=== DATASET EXTRACT ===
··········

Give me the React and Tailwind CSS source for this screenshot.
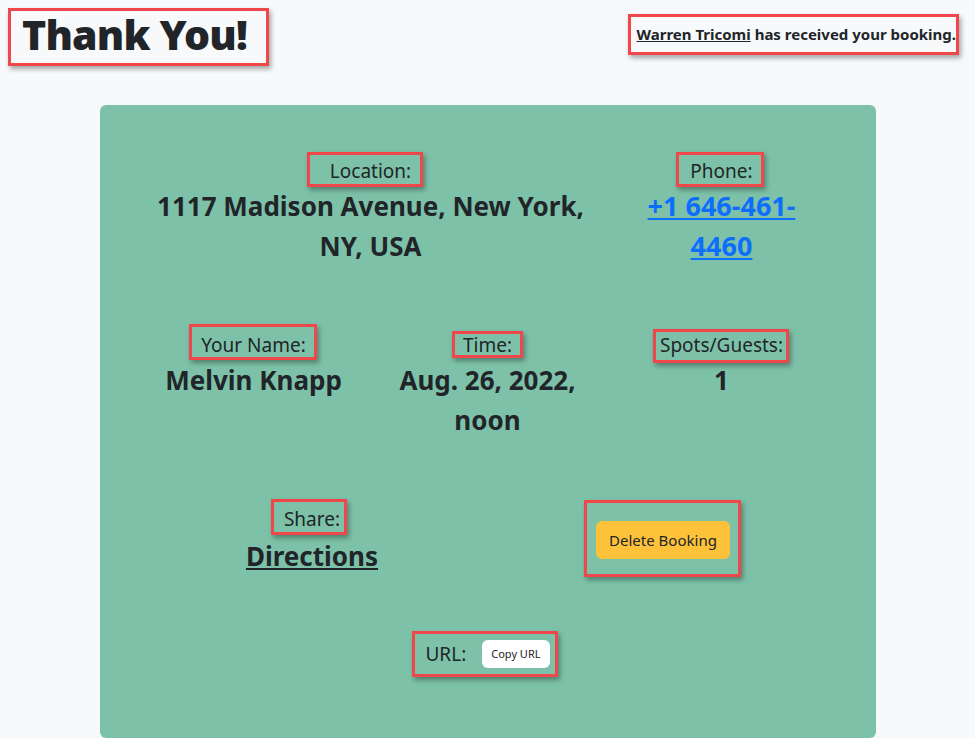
import React from "react";

function Mark({ className }) {
  return (
    <span
      className={`pointer-events-none absolute border-[3px] border-[#f0474a] shadow-[2px_3px_5px_rgba(0,0,0,0.35)] ${className}`}
    />
  );
}

function Label({ children, box }) {
  return (
    <div className="leading-[30px] text-[19px]">
      <span className="relative inline-block">
        {children}
        <Mark className={box} />
      </span>
    </div>
  );
}

function Value({ children, className = "" }) {
  return <div className={`text-[26px] font-bold leading-[40px] ${className}`}>{children}</div>;
}

export default function App() {
  return (
    <div className="min-h-screen bg-[#f8f9fa] font-['Noto_Sans',sans-serif] text-[#212529]">
      <header className="flex h-[68px] items-center justify-between pl-[22px] pr-[19px]">
        <h1 className="relative text-[41px] font-black leading-[50px] tracking-[-0.8px]">
          Thank You!
          <Mark className="-left-[14px] -right-[22px] top-[-1px] -bottom-[7px]" />
        </h1>
        <p className="relative text-[15px] font-bold leading-[22px]">
          <a href="#" className="underline">Warren Tricomi</a> has received your booking.
          <Mark className="-left-[9px] -right-[3px] -top-[9px] -bottom-[10px]" />
        </p>
      </header>

      <div className="mx-auto mt-[37px] h-[633px] w-[776px] rounded-md bg-[#7dc2a8] px-[37px] pt-[51px] text-center">
        <div className="grid grid-cols-3">
          <div className="col-span-2">
            <Label box="-left-[23px] -right-[12px] -top-[4px] -bottom-[1px]">Location:</Label>
            <Value>
              1117 Madison Avenue, New York,
              <br />
              NY, USA
            </Value>
          </div>
          <div>
            <Label box="-left-[14px] -right-[11px] -top-[4px] -bottom-[1px]">Phone:</Label>
            <Value>
              <a href="#" className="text-[27px] text-[#0d6efd] underline">
                +1 646-461-
                <br />
                4460
              </a>
            </Value>
          </div>
        </div>

        <div className="mt-[64px] grid grid-cols-3">
          <div>
            <Label box="-left-[12px] -right-[11px] -top-[6px] bottom-0">Your Name:</Label>
            <Value>Melvin Knapp</Value>
          </div>
          <div>
            <Label box="-left-[11px] -right-[11px] top-[1px] bottom-[2px]">Time:</Label>
            <Value>
              Aug. 26, 2022,
              <br />
              noon
            </Value>
          </div>
          <div>
            <Label box="-left-[7px] -right-[6px] -top-[1px] -bottom-[3px]">Spots/Guests:</Label>
            <Value>1</Value>
          </div>
        </div>

        <div className="mt-[64px] grid grid-cols-2">
          <div>
            <Label box="-left-[13px] -right-[7px] -top-[5px] -bottom-[1px]">Share:</Label>
            <Value className="pt-[2px]">
              <a href="#" className="underline">Directions</a>
            </Value>
          </div>
          <div className="flex items-center justify-center">
            <button className="relative h-[38px] rounded-md bg-[#fdc23a] px-[13px] text-[15px] text-[#212529]">
              Delete Booking
              <Mark className="-left-[12px] -right-[11px] -top-[21px] -bottom-[18px]" />
            </button>
          </div>
        </div>

        <div className="mt-[64px] flex justify-center">
          <div className="relative flex items-center gap-[16px]">
            <span className="text-[19px] leading-[28px]">URL:</span>
            <button className="h-[28px] rounded-md bg-white px-[9px] text-[11px] text-[#212529]">
              Copy URL
            </button>
            <Mark className="-left-[13px] -right-[8px] -top-[9px] -bottom-[9px]" />
          </div>
        </div>
      </div>
    </div>
  );
}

··········

Look above for lines with the word "React" and copy them all.

=== TASK OUTPUT ===
Give me the React and Tailwind CSS source for this screenshot.
import React from "react";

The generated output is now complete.